Rows from a dataset of pages and code
================

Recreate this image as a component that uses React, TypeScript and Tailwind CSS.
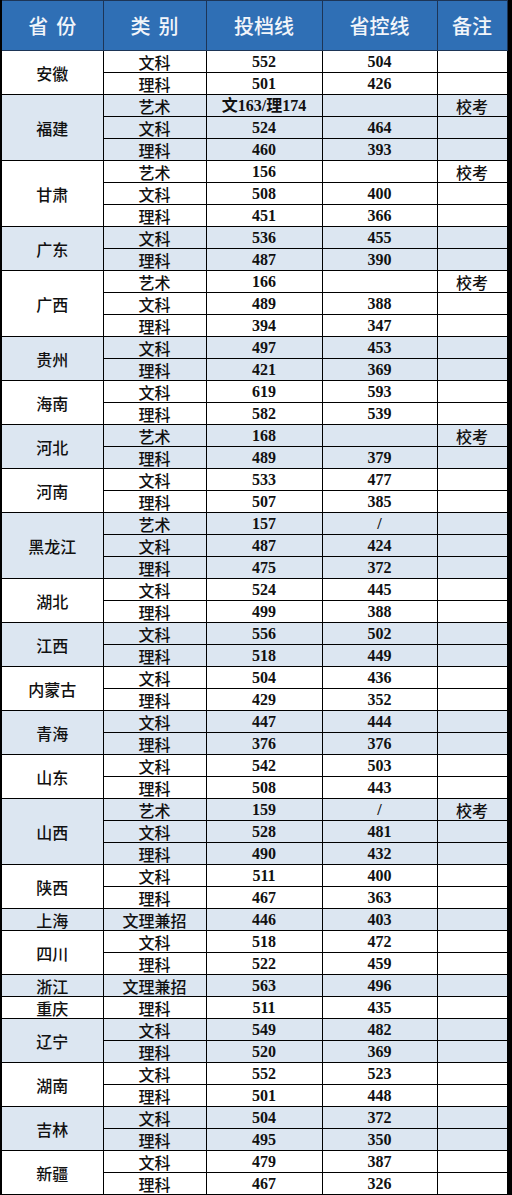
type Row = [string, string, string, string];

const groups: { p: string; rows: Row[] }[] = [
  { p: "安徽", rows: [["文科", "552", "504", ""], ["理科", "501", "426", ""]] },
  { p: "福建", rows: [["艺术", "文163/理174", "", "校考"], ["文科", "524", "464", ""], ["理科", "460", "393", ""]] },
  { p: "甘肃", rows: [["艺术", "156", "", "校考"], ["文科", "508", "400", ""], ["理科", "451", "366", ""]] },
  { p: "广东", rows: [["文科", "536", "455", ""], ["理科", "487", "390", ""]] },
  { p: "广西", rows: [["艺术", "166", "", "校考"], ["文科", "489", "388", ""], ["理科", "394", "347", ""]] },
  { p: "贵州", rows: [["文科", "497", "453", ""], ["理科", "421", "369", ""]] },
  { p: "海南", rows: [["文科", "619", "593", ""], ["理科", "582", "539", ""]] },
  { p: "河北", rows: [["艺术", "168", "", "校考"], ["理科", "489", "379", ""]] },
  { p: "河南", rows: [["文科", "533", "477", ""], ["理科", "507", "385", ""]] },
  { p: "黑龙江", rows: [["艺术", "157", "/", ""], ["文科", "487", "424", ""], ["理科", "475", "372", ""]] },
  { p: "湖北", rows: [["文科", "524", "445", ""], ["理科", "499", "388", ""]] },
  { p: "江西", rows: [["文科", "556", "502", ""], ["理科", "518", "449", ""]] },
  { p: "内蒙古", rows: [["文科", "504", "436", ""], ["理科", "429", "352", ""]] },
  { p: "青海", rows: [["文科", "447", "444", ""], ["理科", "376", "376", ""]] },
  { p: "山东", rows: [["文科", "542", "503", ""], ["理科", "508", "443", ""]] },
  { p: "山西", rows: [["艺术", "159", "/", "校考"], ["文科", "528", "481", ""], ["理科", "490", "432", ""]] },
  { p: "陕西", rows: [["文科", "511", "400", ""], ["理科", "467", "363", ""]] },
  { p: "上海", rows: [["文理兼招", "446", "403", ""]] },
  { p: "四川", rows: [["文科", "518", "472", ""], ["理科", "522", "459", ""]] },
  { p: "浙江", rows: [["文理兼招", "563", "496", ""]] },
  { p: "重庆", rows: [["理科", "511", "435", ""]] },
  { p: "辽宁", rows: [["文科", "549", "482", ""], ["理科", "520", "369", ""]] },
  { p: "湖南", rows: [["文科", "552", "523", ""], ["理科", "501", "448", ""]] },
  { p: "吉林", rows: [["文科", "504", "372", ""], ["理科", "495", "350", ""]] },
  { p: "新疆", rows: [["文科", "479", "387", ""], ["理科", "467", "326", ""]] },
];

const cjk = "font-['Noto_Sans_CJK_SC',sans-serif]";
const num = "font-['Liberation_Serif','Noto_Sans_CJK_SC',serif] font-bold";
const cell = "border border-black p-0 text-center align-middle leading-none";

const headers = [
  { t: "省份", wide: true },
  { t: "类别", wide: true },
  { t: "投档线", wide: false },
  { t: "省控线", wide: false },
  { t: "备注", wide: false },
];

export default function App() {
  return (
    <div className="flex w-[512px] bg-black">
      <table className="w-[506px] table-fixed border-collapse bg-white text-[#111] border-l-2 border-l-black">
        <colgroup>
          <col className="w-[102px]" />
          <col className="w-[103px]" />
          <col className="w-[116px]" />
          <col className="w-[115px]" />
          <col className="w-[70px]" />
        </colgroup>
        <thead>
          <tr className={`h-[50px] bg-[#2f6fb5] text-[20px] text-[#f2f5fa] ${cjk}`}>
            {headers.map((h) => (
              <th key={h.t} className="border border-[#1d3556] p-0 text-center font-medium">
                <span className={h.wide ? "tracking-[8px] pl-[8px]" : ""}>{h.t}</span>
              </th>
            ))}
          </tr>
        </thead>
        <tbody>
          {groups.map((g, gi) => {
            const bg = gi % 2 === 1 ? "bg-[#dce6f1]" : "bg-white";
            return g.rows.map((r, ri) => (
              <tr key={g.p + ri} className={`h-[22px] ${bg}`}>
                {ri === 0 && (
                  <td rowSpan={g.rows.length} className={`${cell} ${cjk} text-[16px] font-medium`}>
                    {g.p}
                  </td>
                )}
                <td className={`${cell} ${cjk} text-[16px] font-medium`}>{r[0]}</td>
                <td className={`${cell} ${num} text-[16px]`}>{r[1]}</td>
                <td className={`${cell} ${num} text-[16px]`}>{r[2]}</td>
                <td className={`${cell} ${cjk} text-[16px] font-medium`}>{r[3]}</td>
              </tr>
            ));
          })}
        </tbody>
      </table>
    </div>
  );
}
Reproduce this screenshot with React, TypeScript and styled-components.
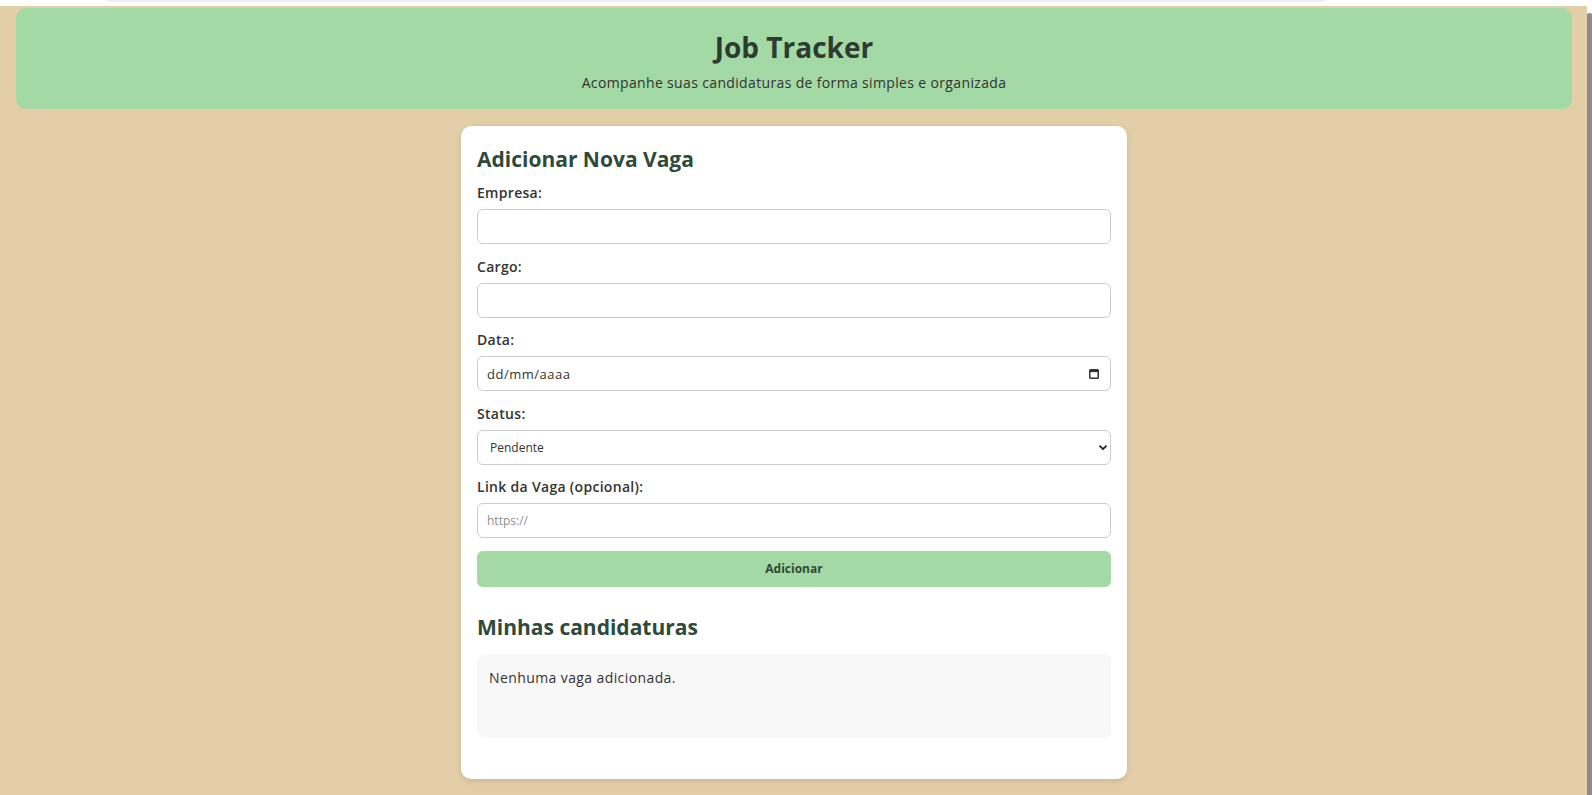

================

Requirement.
Restate the records word for word, omitting images.

Reply.
Recreate this image as a component that uses React, TypeScript and Tailwind CSS.
type Row = [string, string, string, string];

const groups: { p: string; rows: Row[] }[] = [
  { p: "安徽", rows: [["文科", "552", "504", ""], ["理科", "501", "426", ""]] },
  { p: "福建", rows: [["艺术", "文163/理174", "", "校考"], ["文科", "524", "464", ""], ["理科", "460", "393", ""]] },
  { p: "甘肃", rows: [["艺术", "156", "", "校考"], ["文科", "508", "400", ""], ["理科", "451", "366", ""]] },
  { p: "广东", rows: [["文科", "536", "455", ""], ["理科", "487", "390", ""]] },
  { p: "广西", rows: [["艺术", "166", "", "校考"], ["文科", "489", "388", ""], ["理科", "394", "347", ""]] },
  { p: "贵州", rows: [["文科", "497", "453", ""], ["理科", "421", "369", ""]] },
  { p: "海南", rows: [["文科", "619", "593", ""], ["理科", "582", "539", ""]] },
  { p: "河北", rows: [["艺术", "168", "", "校考"], ["理科", "489", "379", ""]] },
  { p: "河南", rows: [["文科", "533", "477", ""], ["理科", "507", "385", ""]] },
  { p: "黑龙江", rows: [["艺术", "157", "/", ""], ["文科", "487", "424", ""], ["理科", "475", "372", ""]] },
  { p: "湖北", rows: [["文科", "524", "445", ""], ["理科", "499", "388", ""]] },
  { p: "江西", rows: [["文科", "556", "502", ""], ["理科", "518", "449", ""]] },
  { p: "内蒙古", rows: [["文科", "504", "436", ""], ["理科", "429", "352", ""]] },
  { p: "青海", rows: [["文科", "447", "444", ""], ["理科", "376", "376", ""]] },
  { p: "山东", rows: [["文科", "542", "503", ""], ["理科", "508", "443", ""]] },
  { p: "山西", rows: [["艺术", "159", "/", "校考"], ["文科", "528", "481", ""], ["理科", "490", "432", ""]] },
  { p: "陕西", rows: [["文科", "511", "400", ""], ["理科", "467", "363", ""]] },
  { p: "上海", rows: [["文理兼招", "446", "403", ""]] },
  { p: "四川", rows: [["文科", "518", "472", ""], ["理科", "522", "459", ""]] },
  { p: "浙江", rows: [["文理兼招", "563", "496", ""]] },
  { p: "重庆", rows: [["理科", "511", "435", ""]] },
  { p: "辽宁", rows: [["文科", "549", "482", ""], ["理科", "520", "369", ""]] },
  { p: "湖南", rows: [["文科", "552", "523", ""], ["理科", "501", "448", ""]] },
  { p: "吉林", rows: [["文科", "504", "372", ""], ["理科", "495", "350", ""]] },
  { p: "新疆", rows: [["文科", "479", "387", ""], ["理科", "467", "326", ""]] },
];

const cjk = "font-['Noto_Sans_CJK_SC',sans-serif]";
const num = "font-['Liberation_Serif','Noto_Sans_CJK_SC',serif] font-bold";
const cell = "border border-black p-0 text-center align-middle leading-none";

const headers = [
  { t: "省份", wide: true },
  { t: "类别", wide: true },
  { t: "投档线", wide: false },
  { t: "省控线", wide: false },
  { t: "备注", wide: false },
];

export default function App() {
  return (
    <div className="flex w-[512px] bg-black">
      <table className="w-[506px] table-fixed border-collapse bg-white text-[#111] border-l-2 border-l-black">
        <colgroup>
          <col className="w-[102px]" />
          <col className="w-[103px]" />
          <col className="w-[116px]" />
          <col className="w-[115px]" />
          <col className="w-[70px]" />
        </colgroup>
        <thead>
          <tr className={`h-[50px] bg-[#2f6fb5] text-[20px] text-[#f2f5fa] ${cjk}`}>
            {headers.map((h) => (
              <th key={h.t} className="border border-[#1d3556] p-0 text-center font-medium">
                <span className={h.wide ? "tracking-[8px] pl-[8px]" : ""}>{h.t}</span>
              </th>
            ))}
          </tr>
        </thead>
        <tbody>
          {groups.map((g, gi) => {
            const bg = gi % 2 === 1 ? "bg-[#dce6f1]" : "bg-white";
            return g.rows.map((r, ri) => (
              <tr key={g.p + ri} className={`h-[22px] ${bg}`}>
                {ri === 0 && (
                  <td rowSpan={g.rows.length} className={`${cell} ${cjk} text-[16px] font-medium`}>
                    {g.p}
                  </td>
                )}
                <td className={`${cell} ${cjk} text-[16px] font-medium`}>{r[0]}</td>
                <td className={`${cell} ${num} text-[16px]`}>{r[1]}</td>
                <td className={`${cell} ${num} text-[16px]`}>{r[2]}</td>
                <td className={`${cell} ${cjk} text-[16px] font-medium`}>{r[3]}</td>
              </tr>
            ));
          })}
        </tbody>
      </table>
    </div>
  );
}
Reproduce this screenshot with React, TypeScript and styled-components.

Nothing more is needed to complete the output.